Traces of medieval Oxford survive in different ways across the City. The Queen’s College on the High Street was almost entirely rebuilt in the late seventeenth and early eighteenth centuries in a very different style to most other Oxford Colleges. But even here the pre-Reformation world survives.

The College was founded in 1341 by Robert de Eglesfield in honour of Queen Philippa of Hainault, wife to King Edward III. In 1516–19, as the Reformation was about to take hold in Germany, the chapel was extended, and a set of windows was added. Fragments of their stained glass survive in the classical chapel which exists today.
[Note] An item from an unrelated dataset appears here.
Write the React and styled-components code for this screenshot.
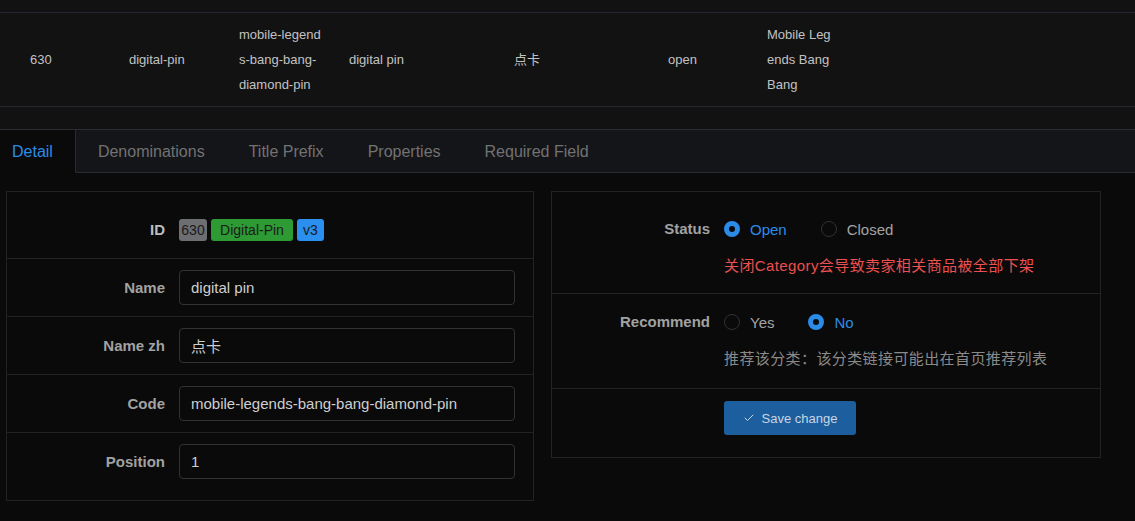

They depict the coats of arms of various Catholic archbishops and cardinals, including those of Thomas Wolsey.

At the Reformation, the English Church largely abandoned the tradition of praying to saints, yet these surviving early sixteenth-century windows depict many major medieval saints: Margaret, Christopher, and Edward the Confessor. Most strikingly of all, St Peter is portrayed here as the Pope. When these windows were first installed, the Pope’s authority as Peter’s successor and leader of the Church was being challenged in Europe but defended in England. King Henry VIII wrote a defence of Catholicism, and Pope Leo X rewarded him with the title ‘Defender of the Faith’ and a ceremonial sword containing a relic of St Peter, now in the Ashmolean Museum. Two hundred years later, England’s religious and political landscape was unrecognisable; but the same windows were reset in the rebuilt chapel.